The first is in regards to the actually experience, “What is the experience like? And where does it locate the expressive property?” (Matravers 353) Analytically, it stands to reason that this question is prompting the listener or the audience to focus on the feelings of the music and how it affects them in the moment. This also raises the question of whether or not the music should be analyzed in the moment or if it should be savored and then considered in hindsight. The second question is about the “enlightening way in which expression can be analyzed” (Matravers 353). I think that this follows from the previous question, and that the two questions begin to form a cohesive whole that is asking about the nature of expressional emotion.

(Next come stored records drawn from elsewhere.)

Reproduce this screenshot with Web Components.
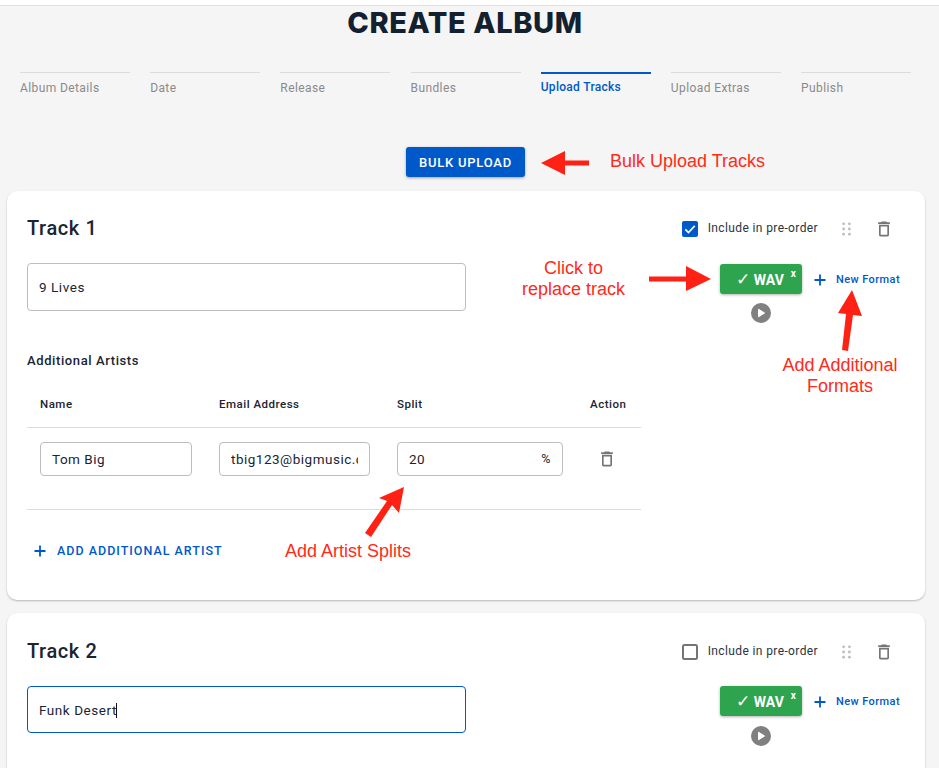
<!DOCTYPE html>
<html lang="en">
<head>
<meta charset="utf-8">
<title>Create Album</title>
<style>
  html, body { margin: 0; height: 768px; overflow: hidden; background: #f5f5f5; }
  body { font-family: "Roboto", "Liberation Sans", sans-serif; color: #1a2433; position: relative; }
</style>
</head>
<body>
<album-page>
  <album-steps>
    <step-item>Album Details</step-item>
    <step-item>Date</step-item>
    <step-item>Release</step-item>
    <step-item>Bundles</step-item>
    <step-item active>Upload Tracks</step-item>
    <step-item>Upload Extras</step-item>
    <step-item>Publish</step-item>
  </album-steps>

  <bulk-button></bulk-button>

  <track-card title="Track 1" checked>
    <text-field slot="name" large>9 Lives</text-field>
    <artist-table>
      <text-field>Tom Big</text-field>
      <text-field slot="email">tbig123@bigmusic.com</text-field>
      <text-field slot="split" suffix="%">20</text-field>
    </artist-table>
  </track-card>

  <track-card title="Track 2" second>
    <text-field slot="name" large focused>Funk Desert</text-field>
  </track-card>
</album-page>
<note-layer></note-layer>

<script>
const TRASH = `<svg width="20" height="20" viewBox="0 0 24 24" fill="#757575"><path d="M6 19c0 1.1.9 2 2 2h8c1.100 0 2-.9 2-2V7H6v12zM8 9h8v10H8V9zm7.500-5l-1-1h-5l-1 1H5v2h14V4z"/></svg>`
const PLUS = `<svg width="14" height="14" viewBox="0 0 14 14" fill="#0059c9"><path d="M6.100 1.500h1.800v4.600h4.600v1.800H7.900v4.600H6.100V7.900H1.500V6.100h4.600z"/></svg>`

class AlbumPage extends HTMLElement {
  constructor () {
    super()
    this.attachShadow({ mode: 'open' }).innerHTML = /*html*/`
      <style>
        :host { display: block; }
        .strip { height: 5px; background: #fff; border-bottom: 1px solid #e0e0e0; }
        h1 {
          margin: 0; padding-right: 9px; text-align: center;
          font: 800 29px/34px "Inter", "Liberation Sans", sans-serif;
          letter-spacing: .6px; color: #13202f;
        }
      </style>
      <div class="strip"></div>
      <h1>CREATE ALBUM</h1>
      <slot></slot>
    `
  }
}

class AlbumSteps extends HTMLElement {
  constructor () {
    super()
    this.attachShadow({ mode: 'open' }).innerHTML = /*html*/`
      <style>
        :host { display: flex; gap: 20.2px; padding: 32px 28px 0 20px; height: 43px; margin-bottom: 32px; }
      </style>
      <slot></slot>
    `
  }
}

class StepItem extends HTMLElement {
  constructor () {
    super()
    this.attachShadow({ mode: 'open' }).innerHTML = /*html*/`
      <style>
        :host {
          display: block; flex: 1; border-top: 1px solid #dcdcdc; padding-top: 8px;
          font: 400 12px/14px "Roboto", sans-serif; letter-spacing: .4px; color: #8a8a8a;
        }
        :host([active]) {
          border-top: 2px solid #0059c9; padding-top: 6px; color: #0059c9; font-weight: 500; letter-spacing: .3px;
        }
      </style>
      <slot></slot>
    `
  }
}

class BulkButton extends HTMLElement {
  constructor () {
    super()
    this.attachShadow({ mode: 'open' }).innerHTML = /*html*/`
      <style>
        :host { display: flex; justify-content: center; padding-right: 8px; margin-bottom: 14px; }
        button {
          width: 119px; height: 30px; padding: 0; border: 0; border-radius: 3px;
          background: #0059c9; color: #fff;
          font: 500 13px "Roboto", sans-serif; letter-spacing: .75px;
          box-shadow: 0 1px 3px rgba(0,0,0,.35);
        }
      </style>
      <button>BULK UPLOAD</button>
    `
  }
}

class TextField extends HTMLElement {
  constructor () {
    super()
    this.attachShadow({ mode: 'open' })
  }

  connectedCallback () {
    const suffix = this.getAttribute('suffix')
    this.shadowRoot.innerHTML = /*html*/`
      <style>
        :host {
          display: flex; align-items: center; box-sizing: border-box; height: 34px;
          padding: 0 11px; background: #fff;
          border: 1px solid #bdbdbd; border-radius: 4px;
          font: 400 13.5px/20px "Roboto", sans-serif; letter-spacing: .5px; color: #1a2433;
        }
        :host([large]) { height: 48px; width: 439px; letter-spacing: .55px; }
        :host([focused]) { height: 47px; padding-top: 1px; border-color: #0059c9; }
        .value { flex: 1; overflow: hidden; white-space: nowrap; }
        .caret { display: inline-block; width: 1px; height: 15px; background: #111; vertical-align: -3px; margin-left: -1px; }
        .suffix { font-size: 12.5px; }
      </style>
      <div class="value"><slot></slot>${this.hasAttribute('focused') ? '<span class="caret"></span>' : ''}</div>
      ${suffix ? `<span class="suffix">${suffix}</span>` : ''}
    `
  }
}

class WavButton extends HTMLElement {
  constructor () {
    super()
    this.attachShadow({ mode: 'open' }).innerHTML = /*html*/`
      <style>
        :host { display: flex; flex-direction: column; align-items: center; gap: var(--play-gap, 9px); }
        .wav {
          position: relative; box-sizing: border-box; width: 82px; height: 30px; padding-right: 2px;
          border-radius: 3px; background: #2ea44f;
          color: #fff; font: 700 14px/30px "Roboto", sans-serif;
          text-align: center; box-shadow: 0 1px 3px rgba(0,0,0,.3);
        }
        .tick { font: 700 17px/30px "DejaVu Sans", sans-serif; }
        .x { position: absolute; top: 4px; right: 6px; font: 700 10px/12px "Roboto", sans-serif; }
        svg { display: block; }
      </style>
      <div class="wav"><span class="tick">✓</span> WAV<span class="x">x</span></div>
      <svg width="20" height="20" viewBox="0 0 20 20"><circle cx="10" cy="10" r="10" fill="#808080"/><path d="M7.500 6.200v7.600L13.600 10z" fill="#fff" stroke="#fff" stroke-linejoin="round"/></svg>
    `
  }
}

class ArtistTable extends HTMLElement {
  constructor () {
    super()
    this.attachShadow({ mode: 'open' }).innerHTML = /*html*/`
      <style>
        :host { display: block; width: 614px; margin-top: 28px; }
        h3 { margin: 0; font: 500 13px/20px "Roboto", sans-serif; letter-spacing: .6px; }
        .row { display: grid; grid-template-columns: 152px 151px 166px 1fr; column-gap: 27px; padding-left: 13px; }
        .head {
          height: 57px; align-items: end; padding-bottom: 13px; box-sizing: border-box;
          border-bottom: 1px solid #dcdcdc;
          font: 500 11.5px/20px "Roboto", sans-serif; letter-spacing: .5px;
        }
        .body { height: 82px; box-sizing: border-box; padding-top: 14px; border-bottom: 1px solid #dcdcdc; }
        .action { display: flex; padding: 7px 0 0 7px; }
        .add {
          display: flex; align-items: center; gap: 10px; margin-top: 31px; padding-left: 6px;
          color: #0059c9; font: 500 12.5px/20px "Roboto", sans-serif; letter-spacing: 1px;
        }
      </style>
      <h3>Additional Artists</h3>
      <div class="row head"><span>Name</span><span>Email Address</span><span>Split</span><span>Action</span></div>
      <div class="row body">
        <slot></slot>
        <slot name="email"></slot>
        <slot name="split"></slot>
        <div class="action">${TRASH}</div>
      </div>
      <div class="add">${PLUS}<span>ADD ADDITIONAL ARTIST</span></div>
    `
  }
}

class TrackCard extends HTMLElement {
  constructor () {
    super()
    this.attachShadow({ mode: 'open' })
  }

  connectedCallback () {
    const checked = this.hasAttribute('checked')
    const box = checked
      ? `<svg width="18" height="18" viewBox="0 0 18 18"><rect x="1" y="1" width="16" height="16" rx="2" fill="#0059c9"/><path d="M4.300 9.300l3.200 3.200 6.200-6.600" fill="none" stroke="#fff" stroke-width="1.700"/></svg>`
      : `<svg width="18" height="18" viewBox="0 0 18 18"><rect x="2" y="2" width="14" height="14" rx="1.500" fill="none" stroke="#757575" stroke-width="2"/></svg>`
    this.shadowRoot.innerHTML = /*html*/`
      <style>
        :host {
          display: block; box-sizing: border-box; background: #fff; border-radius: 10px;
          margin: 0 14px 13px 7px; padding: 20px 20px 39px;
          box-shadow: 0 1px 2px rgba(0,0,0,.25);
        }
        :host([second]) { padding-top: 21px; height: 300px; --play-gap: 10px; }
        .top { display: flex; align-items: center; height: 34px; margin-bottom: 18px; }
        h2 { margin: 0; font: 500 20px/34px "Roboto", sans-serif; letter-spacing: .6px; color: #1a2433; }
        .tools { display: flex; align-items: center; margin-left: auto; padding: 2px 11px 0 0; }
        .tools svg { display: block; }
        .pre { margin: -2px 24px 0 9px; font: 400 12px/18px "Roboto", sans-serif; letter-spacing: .38px; color: #2a3442; }
        .drag { margin-right: 23px; }
        .track { display: flex; align-items: flex-start; height: 60px; }
        .formats { display: flex; align-items: flex-start; margin: 1px 0 0 auto; padding-right: 5px; }
        :host([second]) .formats { margin-top: 0; }
        .new {
          display: flex; align-items: center; gap: 9px; height: 30px; margin: 1px 0 0 11px;
          color: #0059c9; font: 500 11px/14px "Roboto", sans-serif; letter-spacing: .42px;
        }
      </style>
      <div class="top">
        <h2>${this.getAttribute('title')}</h2>
        <div class="tools">
          ${box}
          <span class="pre">Include in pre-order</span>
          <svg class="drag" width="9" height="14" viewBox="0 0 9 14" fill="#bdbdbd">
            <circle cx="1.600" cy="1.800" r="1.400"/><circle cx="7.400" cy="1.800" r="1.400"/>
            <circle cx="1.600" cy="7" r="1.400"/><circle cx="7.400" cy="7" r="1.400"/>
            <circle cx="1.600" cy="12.200" r="1.400"/><circle cx="7.400" cy="12.200" r="1.400"/>
          </svg>
          ${TRASH}
        </div>
      </div>
      <div class="track">
        <slot name="name"></slot>
        <div class="formats">
          <wav-button></wav-button>
          <div class="new">${PLUS}<span>New Format</span></div>
        </div>
      </div>
      <slot></slot>
    `
  }
}

// red annotations drawn over the screenshot
class NoteLayer extends HTMLElement {
  constructor () {
    super()
    this.attachShadow({ mode: 'open' }).innerHTML = /*html*/`
      <style>
        :host { position: absolute; inset: 0; pointer-events: none; }
        svg { position: absolute; left: 0; top: 0; }
        div {
          position: absolute; transform: translateX(-50%); white-space: nowrap; text-align: center;
          font: 400 18px/21px "Liberation Sans", Arial, sans-serif; color: #ff2a1a;
        }
      </style>
      <svg width="939" height="768" fill="#ff2113">
        <path d="M541 163L565 151V160.500H589V165.500H565V175Z"/>
        <path d="M649 276.500H686V266L711 279L686 291V281.500H649Z"/>
        <path d="M852 290L862 316L853 315L848 351L842 350L846 314L838 313Z"/>
        <path d="M404 487L399 513L392 505L371 537L365 533L387 501L379 498Z"/>
      </svg>
      <div style="left:687.500px;top:151px">Bulk Upload Tracks</div>
      <div style="left:573.500px;top:258px">Click to<br>replace track</div>
      <div style="left:840px;top:355px">Add Additional<br>Formats</div>
      <div style="left:348px;top:541px">Add Artist Splits</div>
    `
  }
}

customElements.define('album-page', AlbumPage)
customElements.define('album-steps', AlbumSteps)
customElements.define('step-item', StepItem)
customElements.define('bulk-button', BulkButton)
customElements.define('text-field', TextField)
customElements.define('wav-button', WavButton)
customElements.define('artist-table', ArtistTable)
customElements.define('track-card', TrackCard)
customElements.define('note-layer', NoteLayer)
</script>
</body>
</html>
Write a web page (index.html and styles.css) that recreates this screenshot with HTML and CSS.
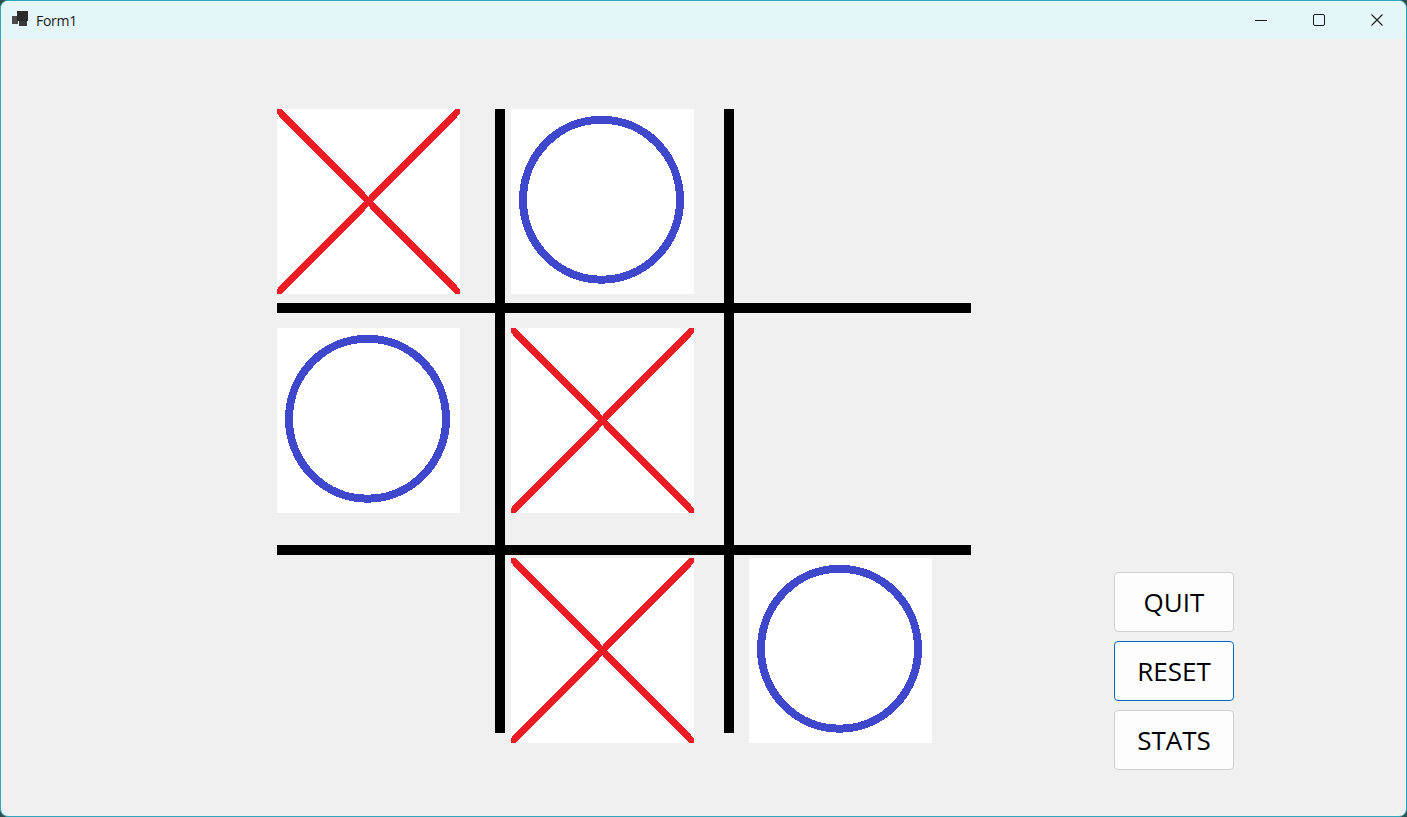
FILE: index.html
```html
<!DOCTYPE html>
<html lang="en">
<head>
  <meta charset="UTF-8" />
  <meta name="viewport" content="width=device-width, initial-scale=1.0"/>
  <title>Form1</title>
  <link rel="stylesheet" href="styles.css">
</head>
<body>
  <div class="window">
    <div class="titlebar">
      <svg class="app-icon" width="16" height="16" viewBox="0 0 16 16">
        <rect x="0" y="5" width="6" height="8" fill="#4a4a4a"/>
        <rect x="5" y="0" width="11" height="10" fill="#2b2b2b"/>
        <rect x="7" y="10" width="8" height="5" fill="#3a3a3a"/>
      </svg>
      <span class="title">Form1</span>
      <div class="controls">
        <span class="ctl">
          <svg width="12" height="12" viewBox="0 0 12 12"><line x1="0" y1="6.5" x2="12" y2="6.5" stroke="#1b1b1b" stroke-width="1"/></svg>
        </span>
        <span class="ctl">
          <svg width="12" height="12" viewBox="0 0 12 12"><rect x="0.5" y="0.5" width="11" height="11" rx="1.5" fill="none" stroke="#1b1b1b" stroke-width="1"/></svg>
        </span>
        <span class="ctl">
          <svg width="12" height="12" viewBox="0 0 12 12"><path d="M0.5 0.5 L11.5 11.5 M11.5 0.5 L0.5 11.5" stroke="#1b1b1b" stroke-width="1.1"/></svg>
        </span>
      </div>
    </div>

    <div class="client">
      <div class="board">
        <!-- row 1 -->
        <div class="cell r1 c1">
          <svg width="183" height="185" viewBox="0 0 183 185" shape-rendering="crispEdges">
            <path d="M0 0 L183 185 M183 0 L0 185" class="mark-x"/>
          </svg>
        </div>
        <div class="cell r1 c2">
          <svg width="183" height="185" viewBox="0 0 183 185" shape-rendering="crispEdges">
            <ellipse cx="90.5" cy="90.7" rx="78.5" ry="80" class="mark-o"/>
          </svg>
        </div>

        <!-- row 2 -->
        <div class="cell r2 c1">
          <svg width="183" height="185" viewBox="0 0 183 185" shape-rendering="crispEdges">
            <ellipse cx="90.5" cy="90.7" rx="78.5" ry="80" class="mark-o"/>
          </svg>
        </div>
        <div class="cell r2 c2">
          <svg width="183" height="185" viewBox="0 0 183 185" shape-rendering="crispEdges">
            <path d="M0 0 L183 185 M183 0 L0 185" class="mark-x"/>
          </svg>
        </div>

        <!-- row 3 -->
        <div class="cell r3 c2">
          <svg width="183" height="185" viewBox="0 0 183 185" shape-rendering="crispEdges">
            <path d="M0 0 L183 185 M183 0 L0 185" class="mark-x"/>
          </svg>
        </div>
        <div class="cell r3 c3">
          <svg width="183" height="185" viewBox="0 0 183 185" shape-rendering="crispEdges">
            <ellipse cx="90.5" cy="90.7" rx="78.5" ry="80" class="mark-o"/>
          </svg>
        </div>

        <!-- grid lines -->
        <div class="vline v1"></div>
        <div class="vline v2"></div>
        <div class="hline h1"></div>
        <div class="hline h2"></div>
      </div>

      <div class="buttons">
        <button class="btn">QUIT</button>
        <button class="btn focused">RESET</button>
        <button class="btn">STATS</button>
      </div>
    </div>
  </div>
</body>
</html>
```

FILE: styles.css
```css
html, body {
  margin: 0;
  height: 100%;
}

body {
  background: #2f4f4c;
  font-family: "Open Sans", "Noto Sans", sans-serif;
}

.window {
  box-sizing: border-box;
  width: 1407px;
  height: 817px;
  border: 1px solid #2fa6bd;
  border-radius: 8px;
  overflow: hidden;
  display: flex;
  flex-direction: column;
  background: #f0f0f0;
}

.titlebar {
  height: 38px;
  flex: none;
  display: flex;
  align-items: center;
  background: #e4f6f8;
}

.app-icon {
  margin-left: 11px;
  margin-top: -2px;
}

.title {
  margin-left: 8px;
  font-size: 14px;
  letter-spacing: -0.3px;
  color: #1a1a1a;
}

.controls {
  margin-left: auto;
  display: flex;
  height: 100%;
}

.ctl {
  width: 58px;
  height: 100%;
  display: flex;
  align-items: center;
  justify-content: center;
}

.client {
  flex: 1;
  display: flex;
  align-items: flex-start;
  padding: 70px 0 0 276px;
}

.board {
  display: grid;
  grid-template-columns: 183px 35px 10px 6px 183px 30px 10px 15px 183px 39px;
  grid-template-rows: 185px 9px 10px 15px 185px 32px 10px 3px 185px;
}

.cell {
  background: #fff;
  width: 183px;
  height: 185px;
}

.cell svg {
  display: block;
}

.r1 { grid-row: 1; }
.r2 { grid-row: 5; }
.r3 { grid-row: 9; }
.c1 { grid-column: 1; }
.c2 { grid-column: 5; }
.c3 { grid-column: 9; }

.mark-x {
  fill: none;
  stroke: #ed1c24;
  stroke-width: 7;
}

.mark-o {
  fill: none;
  stroke: #3f48cc;
  stroke-width: 8;
}

.vline {
  background: #000;
  grid-row: 1 / 10;
  margin-bottom: 10px;
}

.v1 { grid-column: 3; }
.v2 { grid-column: 7; }

.hline {
  background: #000;
  grid-column: 1 / 11;
}

.h1 { grid-row: 3; }
.h2 { grid-row: 7; }

.buttons {
  margin-left: 143px;
  margin-top: 463px;
  display: flex;
  flex-direction: column;
  gap: 9px;
}

.btn {
  width: 120px;
  height: 60px;
  padding: 0;
  background: #fdfdfd;
  border: 1px solid #d0d0d0;
  border-radius: 4px;
  font-family: "Open Sans", "Noto Sans", sans-serif;
  font-size: 26px;
  color: #000;
}

.focused {
  border-color: #0067c0;
}
```
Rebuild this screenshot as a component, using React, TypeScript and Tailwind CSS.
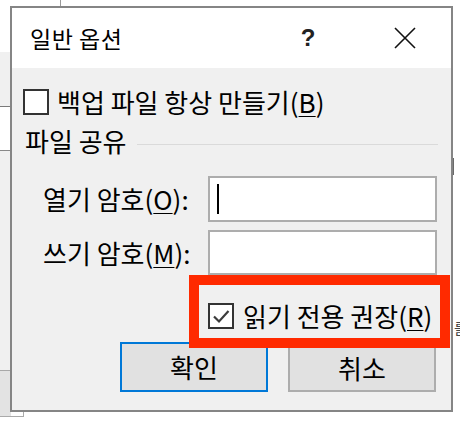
import React from 'react';

const font = { fontFamily: '"Noto Sans CJK KR", "Noto Sans", sans-serif' };

const Box: React.FC<{ checked?: boolean }> = ({ checked }) => (
    <div className="w-[26px] h-[26px] border-2 border-[#333333] bg-white flex items-center justify-center shrink-0">
        {checked && (
            <svg width="20" height="20" viewBox="0 0 20 20">
                <path d="M3 10.5 L8 15.5 L17.5 5" fill="none" stroke="#3c3c3c" strokeWidth="2.2" />
            </svg>
        )}
    </div>
);

const Key: React.FC<{ k: string }> = ({ k }) => (
    <>(<span className="underline underline-offset-[3px] decoration-1">{k}</span>)</>
);

const App: React.FC = () => {
    return (
        <div className="relative w-[460px] h-[422px] bg-white overflow-hidden text-black" style={font}>
            {/* what is behind the dialog */}
            <div className="absolute left-[60px] top-0 w-px h-[7px] bg-[#9a9a9a]" />
            <div className="absolute left-0 top-[52px] w-[11px] h-[54px] bg-[#f0f0f0]" />
            <div className="absolute left-0 top-[106px] w-[11px] h-px bg-[#7a7a7a]" />
            <div className="absolute left-0 top-[150px] w-[11px] h-px bg-[#888888]" />
            <div className="absolute left-0 top-[151px] w-[11px] h-[219px] bg-[#f0f0f0]" />
            <div className="absolute left-0 top-[370px] w-[11px] h-px bg-[#a8a8a8]" />
            <div className="absolute left-0 top-[371px] w-[11px] h-[45px] bg-[#e3e3e3]" />
            <div className="absolute left-0 top-[416px] w-[24px] h-px bg-[#aaaaaa]" />
            <div className="absolute left-[23px] top-[410px] w-px h-[6px] bg-[#aaaaaa]" />
            <div className="absolute left-[451px] top-[158px] w-[3px] h-[17px] bg-[#6a6a6a]" />
            <div className="absolute left-[454px] top-[320px] text-[15px] leading-none text-[#444]">를</div>

            {/* dialog */}
            <div className="absolute left-[10px] top-[6px] w-[443px] h-[406px] border-2 border-[#858585] bg-[#f0f0f0] flex flex-col">
                <div className="h-[60px] bg-white flex items-center shrink-0">
                    <span className="ml-[18px] text-[23px] leading-none tracking-[0.5px]">일반 옵션</span>
                    <span className="ml-auto w-[20px] text-center text-[24px] leading-none font-bold text-[#222]" style={{ fontFamily: '"Liberation Sans", sans-serif' }}>?</span>
                    <svg className="ml-[76px] mr-[35px]" width="22" height="22" viewBox="0 0 22 22">
                        <path d="M1 1 L21 21 M21 1 L1 21" stroke="#111" strokeWidth="1.6" />
                    </svg>
                </div>

                <div className="flex flex-col">
                    <div className="mt-[19px] h-[30px] ml-[11px] flex items-center gap-[8px]">
                        <Box />
                        <span className="text-[26px] leading-none">백업 파일 항상 만들기<Key k="B" /></span>
                    </div>

                    <div className="mt-[10px] h-[28px] ml-[13px] mr-[13px] flex items-center">
                        <span className="text-[26px] leading-none">파일 공유</span>
                        <div className="flex-1 h-px bg-[#dadada] ml-[10px] mt-[6px]" />
                    </div>

                    <div className="mt-[21px] flex items-center">
                        <span className="w-[196px] pl-[31px] text-[26px] leading-none">열기 암호<Key k="O" />:</span>
                        <div className="w-[229px] h-[46px] border-2 border-[#adadad] bg-white flex items-center">
                            <div className="ml-[7px] w-[2px] h-[30px] bg-black" />
                        </div>
                    </div>

                    <div className="mt-[8px] flex items-center">
                        <span className="w-[196px] pl-[31px] text-[26px] leading-none">쓰기 암호<Key k="M" />:</span>
                        <div className="w-[229px] h-[45px] border-2 border-[#adadad] bg-white" />
                    </div>

                    <div className="mt-[25px] h-[31px] ml-[196px] flex items-center gap-[9px]">
                        <Box checked />
                        <span className="text-[26px] leading-none">읽기 전용 권장<Key k="R" /></span>
                    </div>

                    <div className="mt-[11px] ml-[108px] flex gap-[20px]">
                        <button className="w-[148px] h-[50px] border-2 border-[#0078d7] bg-[#e1e1e1] text-[26px] leading-none">확인</button>
                        <button className="w-[148px] h-[49px] mt-px border-2 border-[#adadad] bg-[#e1e1e1] text-[26px] leading-none">취소</button>
                    </div>
                </div>
            </div>

            {/* red highlight */}
            <div className="absolute left-[189px] top-[275px] w-[261px] h-[73px] border-[10px] border-[#ff2a00] pointer-events-none" />
        </div>
    );
};

export default App;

According to Nick Zangwill, “we give many descriptions of music (and of the way music sounds) that are not emotion descriptions, yet which are obviously metaphorical.” (392) In his essay, “Music, Metaphor, and Emotion,” Zangwill begins to address the idea that music is described in terms of an emotion, but he also tackles the idea that this is done through use of metaphor. This language is important, because it gives the listener a way to begin to knowledgeably address the way that a piece of music makes them feel. Zangwill also continues to emphasize the fact that music is described with terms that we do not typically apply or associate with emotions (392). The argument that Zangwill makes is that music should be described, for best effect, with a combination of emotional and nonemotional metaphors. The example he uses is that “angry music is usually violent or jagged.” (393)

This concept makes quite a bit of sense in association with the questions that Matravers posed. In order to address the ways in which music creates or causes an experience, there must first be a basic understanding of how to discuss the experience or emotion that is generated or felt. As such, the first step to understanding the way that music affects an individual is for that person to be able to coherently express their opinion on the mood or tone of the piece. In fact, later in his essay, Zangwill writes, “primary musical experience involves various experiences, such as perceptual experiences of the music and experiences of pleasure in the music.” (397) Zangwill’s argument is that the emotional reactions are not part of the music itself, but rather “some typical music-reaction correlations.” (398). I think that this argument is valid, but that emotion itself should be viewed as an elastic concept which evolves along with the listener’s understanding of the piece. In light of the research that I have done on the subject, and in light of my personal experiences, I am not certain that Zangwill’s argument is correct, however many of his points do have merit. Additionally, I can understand how the reaction a listener has to music could be an understanding and acknowledgement of the emotion that it is perceived to be describing and not an actual evocation of emotion.

In Matravers’ essay, the idea of experience as an imagination or perception is also touched on. He writes, “the experience the sound causes in us is correctly described (…) as our imagining of it [the experience]” (359). I take this to mean that, in a way, Matravers is agreeing with the idea that music is a two part experience, and that he argues for the reaction to music while the music is being experienced. In order to have a reaction to the music itself and to an imagination of an emotion that is being evoked, the listener is necessarily engaged in the music and in a mental state that creates emotional references. Thus, I think that it is reasonable to state that the experience of music is related to a personal knowledge of emotional context.

Matravers, Derek, “The Experience of Emotion in Music,” The Journal of Aesthetics and Art Criticism 61, no. 4 (Fall 2003): 353-63. Accessed November 4, 2015. JSTOR.

Zangwill, Nick, “Music, Metaphor, and Emotion,” The Journal of Aesthetics and Art Criticism 65, no. 4 (Fall 2007): 391-400. Accessed November 4, 2015. JSTOR.